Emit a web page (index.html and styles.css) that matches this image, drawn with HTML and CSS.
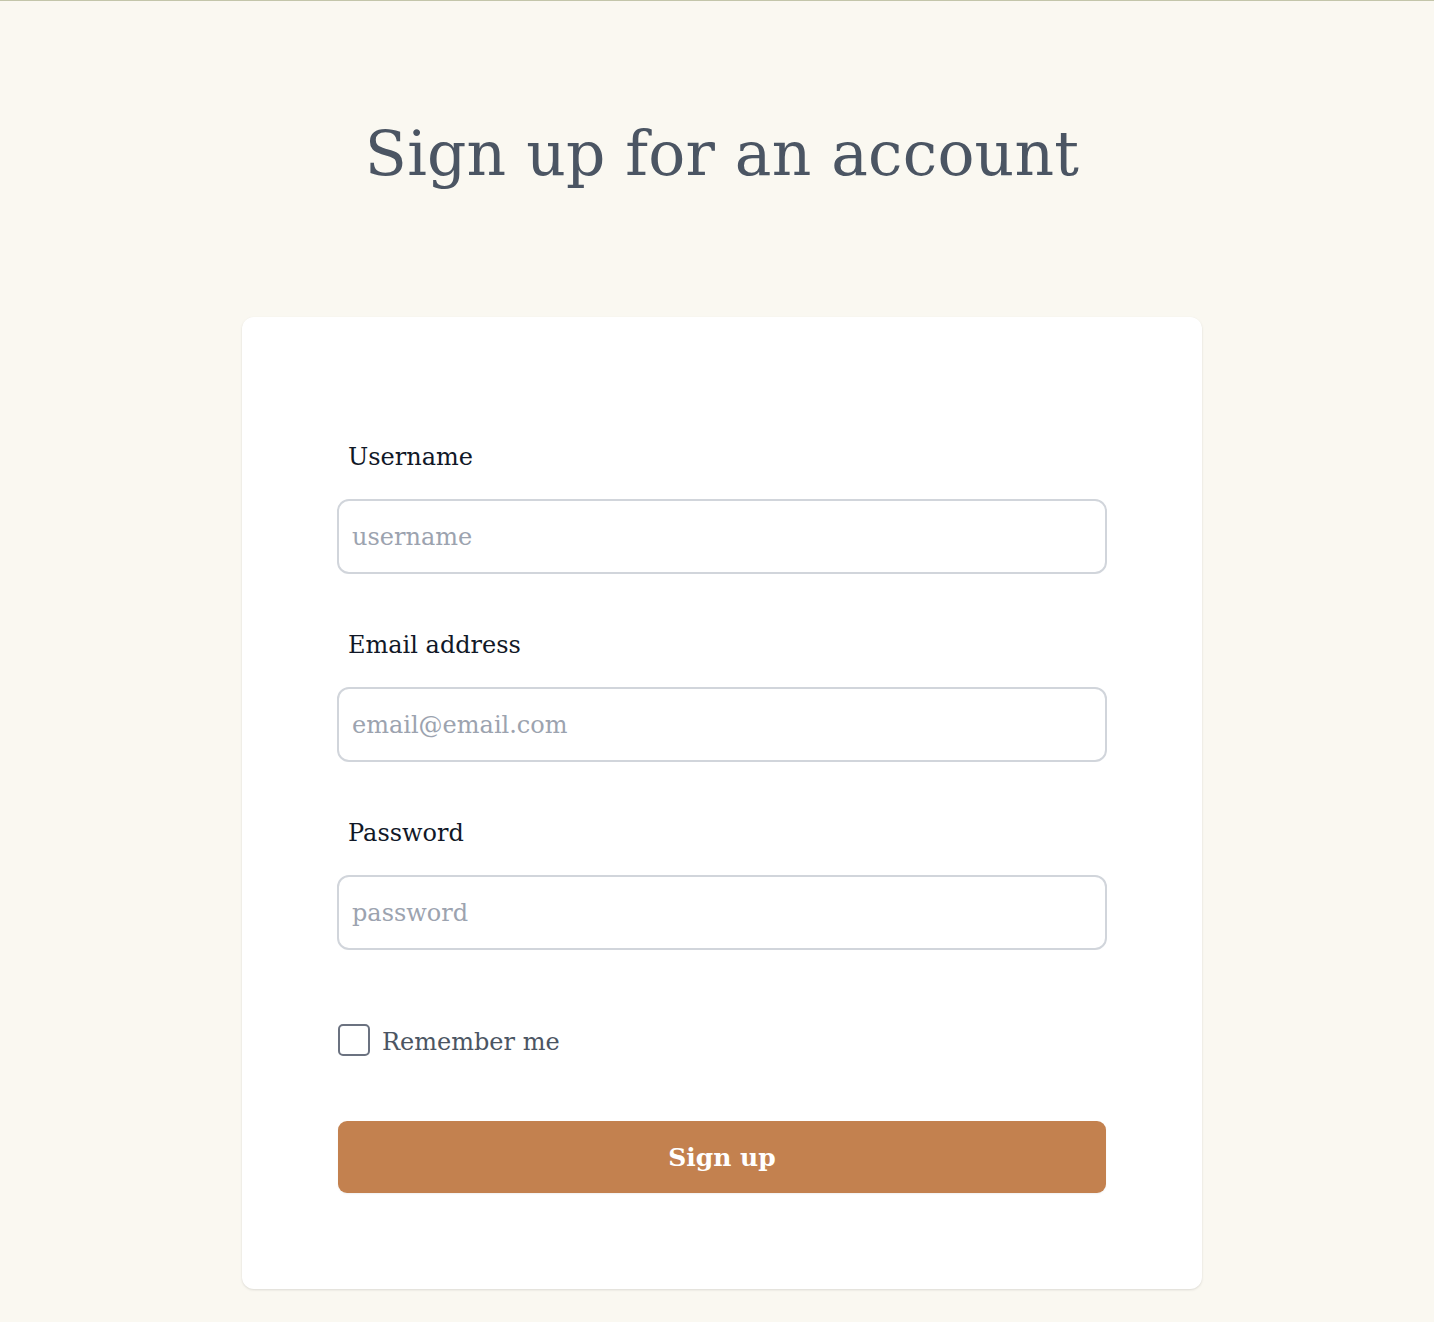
FILE: index.html
```html
<!DOCTYPE html>
<html lang="en">
<head>
<meta charset="utf-8">
<title>Sign up</title>
<link rel="stylesheet" href="styles.css">
</head>
<body>
<div class="page">
  <h1 class="title">Sign up for an account</h1>
  <form class="card">
    <div class="field">
      <label class="label" for="username">Username</label>
      <input class="input" id="username" type="text" placeholder="username">
    </div>
    <div class="field">
      <label class="label" for="email">Email address</label>
      <input class="input" id="email" type="email" placeholder="email@email.com">
    </div>
    <div class="field">
      <label class="label" for="password">Password</label>
      <input class="input" id="password" type="password" placeholder="password">
    </div>
    <label class="remember">
      <span class="checkbox"></span>
      <span class="remember-text">Remember me</span>
    </label>
    <button class="button" type="button">Sign up</button>
  </form>
</div>
</body>
</html>
```

FILE: styles.css
```css
* { box-sizing: border-box; }
html, body { margin: 0; padding: 0; }
body {
  background: #faf8f1;
  border-top: 1px solid #c3c5aa;
  font-family: "DejaVu Serif", "Liberation Serif", serif;
  min-height: 1322px;
}
.page {
  display: flex;
  flex-direction: column;
  align-items: center;
  padding-left: 10px;
}
.title {
  margin: 0;
  padding-top: 113px;
  font-size: 61.5px;
  line-height: 80px;
  font-weight: 400;
  color: #4b5563;
  letter-spacing: 0.2px;
}
.card {
  margin-top: 123px;
  width: 960px;
  background: #fff;
  border-radius: 12px;
  box-shadow: 0 1px 3px rgba(0,0,0,0.08), 0 1px 2px rgba(0,0,0,0.05);
  padding: 120px 95px 96px;
  display: flex;
  flex-direction: column;
}
.field {
  display: flex;
  flex-direction: column;
  margin-bottom: 51px;
}
.label {
  padding-left: 11px;
  font-size: 24px;
  line-height: 40px;
  color: #111827;
  margin-bottom: 22px;
}
.input {
  height: 75px;
  border: 2px solid #d1d5db;
  border-radius: 12px;
  padding: 0 13px;
  font-family: "DejaVu Serif", "Liberation Serif", serif;
  font-size: 24px;
  color: #111827;
  background: #fff;
  outline: none;
}
.input::placeholder { color: #9ca3af; }
.remember {
  display: flex;
  align-items: center;
  gap: 12px;
  margin-top: 17px;
  padding-left: 1px;
}
.checkbox {
  width: 32px;
  height: 32px;
  border: 2px solid #6b7280;
  border-radius: 5px;
  background: #fff;
}
.remember-text {
  font-size: 24px;
  line-height: 40px;
  padding-top: 4px;
  color: #4b5563;
}
.button {
  margin-top: 59px;
  margin-left: 1px;
  margin-right: 1px;
  height: 72px;
  border: none;
  border-radius: 9px;
  background: #c3814f;
  color: #fff;
  font-family: "DejaVu Serif", "Liberation Serif", serif;
  font-size: 25px;
  font-weight: 700;
  box-shadow: 0 1px 2px rgba(0,0,0,0.06);
}
```
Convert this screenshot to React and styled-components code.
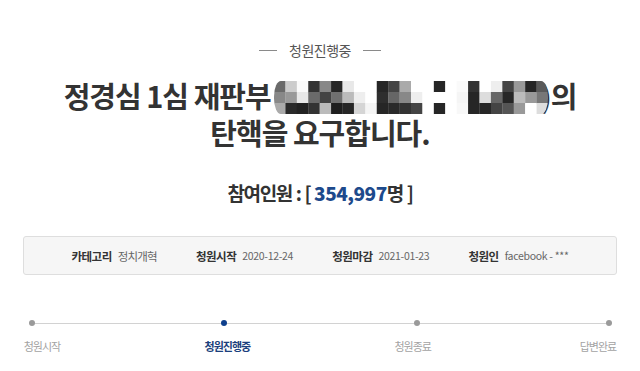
import React from "react";
import styled, { createGlobalStyle } from "styled-components";

const GlobalStyle = createGlobalStyle`
  html, body {
    margin: 0;
    padding: 0;
    background: #ffffff;
  }
  body {
    font-family: "Noto Sans CJK KR", "Noto Sans", sans-serif;
    color: #333333;
  }
`;

const Page = styled.div`
  width: 640px;
  height: 371px;
  overflow: hidden;
  padding-top: 41px;
  box-sizing: border-box;
  display: flex;
  flex-direction: column;
  align-items: center;
`;

const Status = styled.div`
  display: flex;
  align-items: center;
  gap: 12px;
  font-size: 14px;
  line-height: 18px;
  letter-spacing: -0.5px;
  color: #555555;
  &::before,
  &::after {
    content: "";
    width: 18px;
    height: 1px;
    background: #8a8a8a;
  }
`;

const Title = styled.h1`
  margin: 18px 0 0;
  font-size: 29px;
  line-height: 37px;
  font-weight: 700;
  letter-spacing: -1px;
  color: #333333;
  text-align: center;
  white-space: nowrap;
`;

const Mosaic = styled.svg`
  display: inline-block;
  vertical-align: -6px;
  width: 274px;
  height: 33px;
  margin: 0 -7px 0 3px;
  position: relative;
  z-index: 1;
  filter: blur(0.4px);
`;

const Count = styled.div`
  margin-top: 30px;
  font-size: 19px;
  line-height: 24px;
  font-weight: 700;
  letter-spacing: -1.4px;
  word-spacing: 1px;
  color: #333333;
  strong {
    color: #1d4a8c;
    letter-spacing: -0.5px;
  }
`;

const InfoBox = styled.div`
  margin-top: 31px;
  width: 594px;
  height: 39px;
  box-sizing: border-box;
  background: #f6f6f6;
  border: 1px solid #dedede;
  border-radius: 3px;
  display: flex;
  justify-content: center;
  align-items: center;
  gap: 39px;
`;

const InfoItem = styled.div`
  display: flex;
  align-items: center;
  gap: 6px;
  font-size: 11.5px;
  line-height: 14px;
  white-space: nowrap;
`;

const InfoLabel = styled.span`
  font-weight: 700;
  color: #333333;
  letter-spacing: -0.5px;
`;

const InfoValue = styled.span`
  color: #666666;
  font-size: ${(p) => (p.$latin ? "10.5px" : "11.5px")};
  letter-spacing: ${(p) => (p.$latin ? "-0.3px" : "-0.8px")};
`;

const Timeline = styled.div`
  margin-top: 45px;
  width: 616px;
  display: flex;
  flex-direction: column;
  gap: 13px;
`;

const Track = styled.div`
  display: flex;
  align-items: center;
  padding: 0 16px 0 17px;
`;

const Dot = styled.span`
  flex: none;
  width: 6px;
  height: 6px;
  border-radius: 50%;
  background: ${(p) => (p.$active ? "#0e3f8c" : "#9a9a9a")};
`;

const Segment = styled.span`
  flex: 1;
  height: 1px;
  background: #d2d2d2;
`;

const Labels = styled.div`
  display: flex;
  justify-content: space-between;
`;

const StepLabel = styled.span`
  width: 60px;
  text-align: center;
  font-size: 11px;
  line-height: 14px;
  letter-spacing: -1px;
  white-space: nowrap;
  font-weight: ${(p) => (p.$active ? 700 : 400)};
  color: ${(p) => (p.$active ? "#1b3f7d" : "#a3a3a3")};
`;

const MOSAIC = [
  ["#6a6a6a", "#888", "#aaa"],
  ["#ccc", "#999", "#2a2a2a"],
  ["#fafafa", "#e8e8e8", "#222"],
  ["#333", "#6a6a6a", "#333"],
  ["#888", "#444", "#bbb"],
  ["#262626", "#707070", "#1e1e1e"],
  ["#e8e8e8", "#bbb", "#262626"],
  ["#fff", "#eee", "#d5d5d5"],
  ["#fff", "#fff", "#f5f5f5"],
  ["#262626", "#2e2e2e", "#262626"],
  ["#444", "#666", "#2a2a2a"],
  ["#aaa", "#888", "#333"],
  ["#fff", "#eee", "#444"],
  ["#fff", "#fff", "#fff"],
  ["#262626", "#fff", "#262626"],
  ["#fff", "#fff", "#fff"],
  ["#fafafa", "#f5f5f5", "#f8f8f8"],
  ["#333", "#262626", "#262626"],
  ["#fff", "#ddd", "#262626"],
  ["#eee", "#666", "#444"],
  ["#444", "#262626", "#555"],
  ["#999", "#bbb", "#999"],
  ["#262626", "#999", "#fff"],
  ["#5a5a5a", "#777", "#ddd"],
];

function NameMosaic() {
  return (
    <Mosaic viewBox="0 0 24 3" preserveAspectRatio="none" aria-hidden="true">
      <defs>
        <clipPath id="mosaic-clip">
          <rect x="0" y="0" width="24" height="3" rx="0.6" ry="1.4" />
        </clipPath>
      </defs>
      <g clipPath="url(#mosaic-clip)">
        {MOSAIC.map((col, x) =>
          col.map((c, y) => (
            <rect key={`${x}-${y}`} x={x} y={y} width="1.02" height="1.02" fill={c} />
          ))
        )}
      </g>
    </Mosaic>
  );
}

const info = [
  { label: "카테고리", value: "정치개혁" },
  { label: "청원시작", value: "2020-12-24", latin: true },
  { label: "청원마감", value: "2021-01-23", latin: true },
  { label: "청원인", value: "facebook - ***", latin: true },
];

const steps = ["청원시작", "청원진행중", "청원종료", "답변완료"];
const current = 1;

export default function App() {
  return (
    <>
      <GlobalStyle />
      <Page>
        <Status>청원진행중</Status>
        <Title>
          정경심 1심 재판부
          <NameMosaic />
          )의
          <br />
          탄핵을 요구합니다.
        </Title>
        <Count>
          참여인원 : [ <strong>354,997</strong>명 ]
        </Count>
        <InfoBox>
          {info.map((item) => (
            <InfoItem key={item.label}>
              <InfoLabel>{item.label}</InfoLabel>
              <InfoValue $latin={item.latin}>{item.value}</InfoValue>
            </InfoItem>
          ))}
        </InfoBox>
        <Timeline>
          <Track>
            {steps.map((s, i) => (
              <React.Fragment key={s}>
                {i > 0 && <Segment />}
                <Dot $active={i === current} />
              </React.Fragment>
            ))}
          </Track>
          <Labels>
            {steps.map((s, i) => (
              <StepLabel key={s} $active={i === current}>
                {s}
              </StepLabel>
            ))}
          </Labels>
        </Timeline>
      </Page>
    </>
  );
}
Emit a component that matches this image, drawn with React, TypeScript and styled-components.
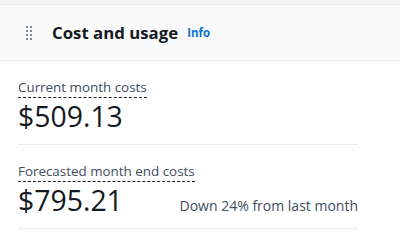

■ **What the exercise asks**
Copy every line above in which the string "with" shows up.

■ **Reply to the exercise**
Emit a web page (index.html and styles.css) that matches this image, drawn with HTML and CSS.
Emit a component that matches this image, drawn with React, TypeScript and styled-components.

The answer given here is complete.